By Andrea Yeo, Seycove Secondary Teacher
Seycove Secondary’s Social Justice 12 is a course that teaches students they are never too young to make a difference in the world. After learning about various perspectives relating to different social justice issues such as poverty, homelessness, racism, sexism, homophobia, reconciliation, and also studying human rights and analysing the cycle of socialization, students then choose a project they are passionate about to bring about change for a cause.
It is amazing to see these students tackle their projects. Students report that it does not feel like work because they are genuinely inspired by their projects and their cause, and the growth they see in themselves. It is inspiring, particularly during these COVID-19 times, to see students who are motivated and driven to spread positivity in their school, and local and global communities.
Below are is a sample of some of the final action plan projects that Seycove’s Social Justice 12 students have produced.

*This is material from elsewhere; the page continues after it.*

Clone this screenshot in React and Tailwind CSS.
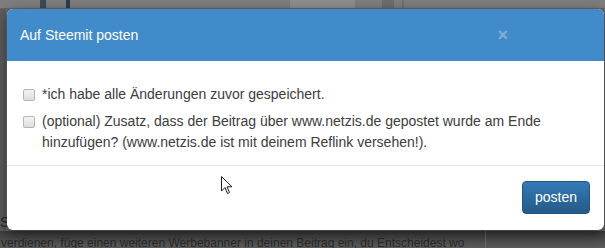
export default function App() {
  return (
    <div className="relative w-[605px] h-[248px] overflow-hidden bg-[#6a6a6a] font-['Liberation_Sans',Arial,sans-serif]">
      {/* page behind the backdrop */}
      <div className="flex h-full flex-col">
        <div className="flex h-[9px] items-end bg-[#7e7e7e] border-b border-[#6c6460]">
          <div className="ml-[40px] h-[8px] w-[6px] bg-[#3e4b5c]" />
          <div className="ml-[20px] h-[8px] w-[4px] bg-[#2f3d52]" />
          <div className="ml-[220px] h-[8px] w-[65px] bg-[#8e8e8e]" />
          <div className="ml-[27px] h-[8px] w-[12px] bg-[#6e6e6e]" />
          <div className="ml-[8px] h-[8px] w-[2px] bg-[#707070]" />
        </div>
        <div className="flex flex-1">
          <div className="w-[7px] bg-[#5e5e5e] border-r border-[#707070]" />
          <div className="flex-1" />
        </div>
        <div className="relative h-[17px] overflow-hidden bg-gradient-to-b from-[#3e3e3e] to-[#5c5c5c]">
          <div className="absolute left-[485px] top-0 h-full w-px bg-[#6e6e6e]" />
          <p className="pl-[1px] pt-[5px] text-[12px] leading-[14px] text-[#2a2a2a] whitespace-nowrap">
            verdienen, füge einen weiteren Werbebanner in deinen Beitrag ein, du Entscheidest wo
          </p>
        </div>
      </div>
      <span className="absolute left-0 top-[214px] text-[14px] leading-[16px] text-[#2a2a2a]">S</span>

      {/* modal */}
      <div className="absolute left-[7px] top-[9px] w-[597px] rounded-[6px] bg-white shadow-[0_4px_14px_rgba(0,0,0,0.55)]">
        <div className="flex h-[52px] items-center justify-between rounded-t-[6px] bg-[#428bca] pl-[13px] pr-[96px]">
          <h4 className="text-[14px] text-white">Auf Steemit posten</h4>
          <span className="text-[18px] font-bold leading-none text-[#86acd3]">×</span>
        </div>
        <div className="border-b border-[#e5e5e5] pl-[16px] pr-[16px] pt-[23px] pb-[12px] text-[14px] leading-[21px] text-[#3c3c3c]">
          <label className="flex items-start">
            <span className="mt-[5px] mr-[7px] h-[12px] w-[12px] shrink-0 rounded-[2px] border border-[#b5b5b5] bg-gradient-to-b from-[#f4f4f4] to-[#dcdcdc]" />
            <span>*ich habe alle Änderungen zuvor gespeichert.</span>
          </label>
          <label className="mt-[6px] flex items-start">
            <span className="mt-[5px] mr-[7px] h-[12px] w-[12px] shrink-0 rounded-[2px] border border-[#b5b5b5] bg-gradient-to-b from-[#f4f4f4] to-[#dcdcdc]" />
            <span className="w-[545px]">
              (optional) Zusatz, dass der Beitrag über www.netzis.de gepostet wurde am Ende hinzufügen? (www.netzis.de ist mit deinem Reflink versehen!).
            </span>
          </label>
        </div>
        <div className="relative flex justify-end pt-[15px] pb-[16px] pr-[14px]">
          <button className="h-[33px] w-[68px] rounded-[4px] border border-[#245580] bg-gradient-to-b from-[#337ab7] to-[#265a88] text-[14px] text-white">
            posten
          </button>
          <svg className="absolute left-[214px] top-[10px]" width="12" height="19" viewBox="0 0 12 19">
            <path d="M0.5 0.5 L0.5 15 L4 11.5 L6.5 17.5 L8.5 16.5 L6 10.8 L11 10.8 Z" fill="white" stroke="#222" strokeWidth="1" />
          </svg>
        </div>
      </div>
    </div>
  )
}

This blog post is part two of a two-part series.
Local Youth Homelessness
Lilian Robertson focused her action plan on local youth homelessness. She chose to support and advocate for Covenant House Vancouver, a charity that supports youth in need with respect and unconditional love. As Lilian shared, “This topic is important to me because youth are our future, and we need to support them with the tools necessary to successfully transition to adulthood.”
Lilian created a poster to share the stories of some of the youth who benefited from Covenant House. She also plans on volunteering her time and donating food and clothing to the organization. This project inspired Lilian to continue on with this work: “It’s shown me what I’m capable of.”
“A Safe Place”
Luca Jacoe created the website A Safe Place to provide education and resources for Vancouver youth struggling with their mental health. “Through surveys and research on mental health in youth, I felt there was a resource missing: a simple site where youth could seek support and understand the feelings they are experiencing,” explains Luca.
Using the slogan Youth Supporting Youth, the website is a welcoming, comfortable and relatable source for youth hoping to better understand their mental health. Luca encourages youth and adults to visit the site, use the resources provided to learn about mental health and take the next step to reach out for help.
Children in Armed Conflict
Sofia chose to focus her action plan on children in armed conflict. She created a GoFundMe page to bring awareness to the social injustice these children face and raise funds for the non-profit, The Innocence Lost Foundation.
The goal of the Innocence Lost Foundation is to provide former child soldiers with recovery through education, skills, training and therapy facilities. All donations will go towards building a community centre in Kabala, Sierra Leone, where there will be classes and workshops, along with a water well and a small medical clinic.
Sofia’s action plan included educating herself on this issue, learning about charitable and community supports for these children, bringing awareness to others within the community, as well as raising money to help support the children.
Through the project, Sofia developed her research skills, and learned a lot about this topic, these children’s’ lives, and the horrible circumstances they are forced into. “I have moved out of my comfort zone and into an area of helping others. I’ve also gained an understanding that there are many injustices in the world, and no amount of help is too small.”
Children in Poverty
Manny’s action plan goal was to help children in poverty. Manny fundraised in order to partner with Samaritan's Purse and be a part of Operation Christmas Child, “so I could pack shoeboxes full of gifts, which will be sent to Africa.”
Youth and Drug Addiction
Kaiya Perkins and Taylor Slater
Kaiya and Taylor created a petition requesting the provincial government consider improving the rehabilitation system currently in place for youth struggling with drug addiction. “Addiction is a highly prevalent, yet stigmatized issue; therefore, it does not get the attention required.”
Kaiya and Taylor spoke with MLA Susie Chant during a North Vancouver District council meeting to bring awareness to the issue in the hopes of bringing change within the community. “During the Social Justice 12 course at Seycove, we have become advocates and learned how our small actions can create a major difference.”
Students with Diverse Abilities
Chantal feels passionate about learning disabilities and having teachers and school staff understand what it is like for students with ADHD. Chantal created a video that explained her personal experiences. She wanted it shared with all staff to help to reduce the stigma as it pertains to ADHD and other learning disabilities.